The layout occasionally forces backtracking. Galleries are not arranged in strict chronological or thematic sequences; moving between the American West art galleries and the Cowboy Heritage galleries requires retracing steps. This works for visitors who like to explore at their own pace but can feel inefficient if you're on a tight schedule.

The rotating exhibitions vary significantly in quality and relevance. Some seasons feature loans of major artworks from other institutions or focused exhibitions on specific artists or themes; others emphasize museum-generated shows that lack the curatorial weight of the permanent collection. Check the exhibition calendar before your visit if a specific show is your draw.

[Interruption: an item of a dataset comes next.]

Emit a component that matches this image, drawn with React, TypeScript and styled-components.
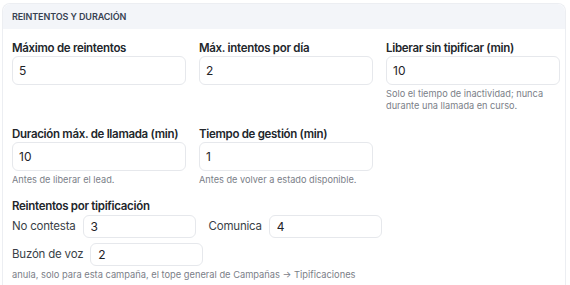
import styled, { createGlobalStyle } from 'styled-components';

const GlobalStyle = createGlobalStyle`
    * { box-sizing: border-box; }
    body {
        margin: 0;
        background: #ffffff;
        font-family: Inter, 'Liberation Sans', sans-serif;
        color: #1f2937;
    }
`;

type Field = {
    label: string;
    value: string;
    hint?: string;
};

const fields: Field[] = [
    { label: 'Máximo de reintentos', value: '5' },
    { label: 'Máx. intentos por día', value: '2' },
    {
        label: 'Liberar sin tipificar (min)',
        value: '10',
        hint: 'Solo el tiempo de inactividad; nunca durante una llamada en curso.',
    },
    {
        label: 'Duración máx. de llamada (min)',
        value: '10',
        hint: 'Antes de liberar el lead.',
    },
    {
        label: 'Tiempo de gestión (min)',
        value: '1',
        hint: 'Antes de volver a estado disponible.',
    },
];

const App = () => {
    return (
        <>
            <GlobalStyle />
            <Page>
                <Card>
                    <CardHeader>Reintentos y duración</CardHeader>
                    <CardBody>
                        <FieldsGrid>
                            {fields.map((field) => (
                                <FieldBox key={field.label}>
                                    <Label>{field.label}</Label>
                                    <Input defaultValue={field.value} />
                                    {field.hint && <Hint>{field.hint}</Hint>}
                                </FieldBox>
                            ))}
                        </FieldsGrid>

                        <Section>
                            <Label>Reintentos por tipificación</Label>
                            <InlineRow>
                                <InlineField>
                                    <InlineLabel>No contesta</InlineLabel>
                                    <SmallInput defaultValue="3" />
                                </InlineField>
                                <InlineField>
                                    <InlineLabel>Comunica</InlineLabel>
                                    <SmallInput defaultValue="4" />
                                </InlineField>
                            </InlineRow>
                            <InlineRow>
                                <InlineField>
                                    <InlineLabel>Buzón de voz</InlineLabel>
                                    <SmallInput defaultValue="2" />
                                </InlineField>
                            </InlineRow>
                            <Footnote>
                                anula, solo para esta campaña, el tope general de
                                Campañas → Tipificaciones
                            </Footnote>
                        </Section>
                    </CardBody>
                </Card>
            </Page>
        </>
    );
};

export default App;

const Page = styled.div`
    padding: 3px 4px 0 2px;
    height: 285px;
    overflow: hidden;
`;

const Card = styled.div`
    border: 1px solid #eceef2;
    border-bottom: none;
    border-radius: 8px 8px 0 0;
    background: #ffffff;
`;

const CardHeader = styled.div`
    background: #f3f5f9;
    border-radius: 8px 8px 0 0;
    height: 25px;
    padding: 0 9px;
    display: flex;
    align-items: center;
    font-size: 9px;
    font-weight: 600;
    letter-spacing: -0.1px;
    text-transform: uppercase;
    color: #374151;
`;

const CardBody = styled.div`
    padding: 11px 7px 6px 9px;
    display: flex;
    flex-direction: column;
`;

const FieldsGrid = styled.div`
    display: grid;
    grid-template-columns: repeat(3, 174px);
    column-gap: 13px;
    row-gap: 15px;
`;

const FieldBox = styled.div`
    display: flex;
    flex-direction: column;
`;

const Label = styled.div`
    font-size: 11.5px;
    line-height: 16px;
    font-weight: 600;
    letter-spacing: -0.3px;
    color: #22262b;
`;

const Input = styled.input`
    width: 100%;
    height: 29px;
    border: 1px solid #e6e8ec;
    border-radius: 6px;
    padding: 0 6px;
    font-family: inherit;
    font-size: 12px;
    color: #1f2328;
    background: #ffffff;
    outline: none;
`;

const Hint = styled.div`
    margin-top: 3px;
    font-size: 9.2px;
    line-height: 11.5px;
    color: #7b8088;
`;

const Section = styled.div`
    margin-top: 12px;
    display: flex;
    flex-direction: column;
`;

const InlineRow = styled.div`
    display: flex;
    gap: 13px;
    margin-top: 1px;

    & + & {
        margin-top: 5px;
    }
`;

const InlineField = styled.div`
    display: flex;
    align-items: center;
    gap: 7px;
`;

const InlineLabel = styled.span`
    font-size: 11.5px;
    letter-spacing: -0.2px;
    color: #3a3f47;
    white-space: nowrap;
`;

const SmallInput = styled(Input)`
    width: 113px;
    height: 23px;
    padding: 0 7px;
`;

const Footnote = styled.div`
    margin-top: 3px;
    font-size: 9.3px;
    line-height: 11px;
    color: #7b8088;
`;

Practical Information for Planning Your Visit

If you're interested primarily in Western art, plan to spend 1.5 to 2 hours. If you want to examine the artifact and equestrian collections closely, allocate 3 to 4 hours. The museum offers docent-led tours by request; group tours (10 or more people) should be arranged in advance.

The museum's café serves sandwiches and light fare but is not a destination in itself. Restaurants in the Paseo Arts District (primarily along NW 23rd Street) offer more substantial options within a 10-minute drive.

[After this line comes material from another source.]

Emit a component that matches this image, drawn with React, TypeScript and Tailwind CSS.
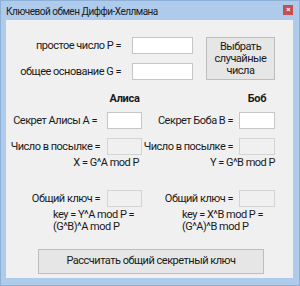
import React from "react";

const font = { fontFamily: 'Roboto, "Noto Sans", sans-serif' };

function Box({ w, disabled }: { w: string; disabled?: boolean }) {
  return (
    <div
      className={
        "h-[17px] shrink-0 border " +
        w +
        (disabled ? " bg-[#f0f0f0] border-[#d4d4d4]" : " bg-white border-[#c6c6c6]")
      }
    />
  );
}

function Field({
  label,
  side,
  disabled,
  extra,
}: {
  label: string;
  side: "l" | "r";
  disabled?: boolean;
  extra?: boolean;
}) {
  return (
    <div
      className={
        (side === "l" ? "w-[136px]" : "w-[133px]") +
        " flex items-center justify-end h-[17px]"
      }
    >
      <span className={"whitespace-nowrap leading-[14px]" + (extra ? " mr-[3px]" : "")}>{label}</span>
      <div className={side === "l" ? "ml-[7px]" : "ml-[6px]"}>
        <Box w={side === "l" ? "w-[35px]" : "w-[36px]"} disabled={disabled} />
      </div>
    </div>
  );
}

export default function App() {
  return (
    <div
      className="w-[300px] h-[286px] bg-[#aecbeb] border border-[#8db0d6] flex flex-col text-[11px] tracking-[-0.5px] text-[#1a1a1a] whitespace-nowrap"
      style={font}
    >
      {/* title bar */}
      <div className="h-[19px] flex items-center justify-between pl-[5px] pr-[6px] pt-[1px]">
        <span className="text-[10px] tracking-[-0.5px] text-[#202020]">Ключевой обмен Диффи-Хеллмана</span>
        <div className="w-[10px] h-[10px] bg-[#c84f4f] flex items-center justify-center mt-[-2px]">
          <span className="text-white text-[8px] leading-none font-bold">×</span>
        </div>
      </div>

      {/* client area */}
      <div className="ml-[5px] w-[287px] h-[258px] bg-[#f0f0f0] pt-[17px]">
        {/* P / G */}
        <div className="flex">
          <div className="grid grid-cols-[115px_61px] gap-x-[11px] gap-y-[9px] items-center">
            <span className="text-right leading-[17px]">простое число P =</span>
            <Box w="w-[61px]" />
            <span className="text-right leading-[17px]">общее основание G =</span>
            <Box w="w-[61px]" />
          </div>
          <button className="ml-[13px] w-[69px] h-[43px] bg-[#e6e6e6] border border-[#bdbdbd] leading-[12px] text-center">
            Выбрать
            <br />
            случайные
            <br />
            числа
          </button>
        </div>

        {/* headers */}
        <div className="flex mt-[12px] h-[14px] leading-[14px] font-bold tracking-[-0.3px]">
          <div className="w-[136px] flex justify-end">
            <span className="w-[35px] text-center">Алиса</span>
          </div>
          <div className="w-[133px] flex justify-end">
            <span className="w-[36px] text-center">Боб</span>
          </div>
        </div>

        {/* secrets */}
        <div className="flex mt-[6px]">
          <Field side="l" label="Секрет Алисы A =" extra />
          <Field side="r" label="Секрет Боба B =" />
        </div>

        {/* sent numbers */}
        <div className="flex mt-[9px]">
          <Field side="l" label="Число в посылке =" disabled />
          <Field side="r" label="Число в посылке =" disabled />
        </div>
        <div className="flex mt-[2px] h-[12px] leading-[12px]">
          <div className="w-[136px] text-right pr-[3px]">X = G^A mod P</div>
          <div className="w-[133px] text-right">Y = G^B mod P</div>
        </div>

        {/* shared key */}
        <div className="flex mt-[21px]">
          <Field side="l" label="Общий ключ =" disabled />
          <Field side="r" label="Общий ключ =" disabled />
        </div>
        <div className="flex mt-[2px] h-[24px] leading-[12px]">
          <div className="w-[136px] pl-[47px]">
            key = Y^A mod P =<br />(G^B)^A mod P
          </div>
          <div className="w-[133px] pl-[40px]">
            key = X^B mod P =<br />(G^A)^B mod P
          </div>
        </div>

        <button className="mt-[16px] ml-[32px] w-[226px] h-[25px] bg-[#e6e6e6] border border-[#bdbdbd] text-center">
          Рассчитать общий секретный ключ
        </button>
      </div>
    </div>
  );
}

Photography policies permit personal photography in most galleries without flash. The gift shop stocks books on Western art and history at prices consistent with museum shops nationally; if you're researching a specific artist or topic, the staff can direct you to relevant holdings and publications.

The fundamental takeaway: this museum functions as a specialized, collection-driven institution for visitors who want depth on Western visual culture and material history, not as a general-admission tourist attraction. Its strength lies in the specificity of what it holds and the questions it can answer through objects. Plan your visit accordingly.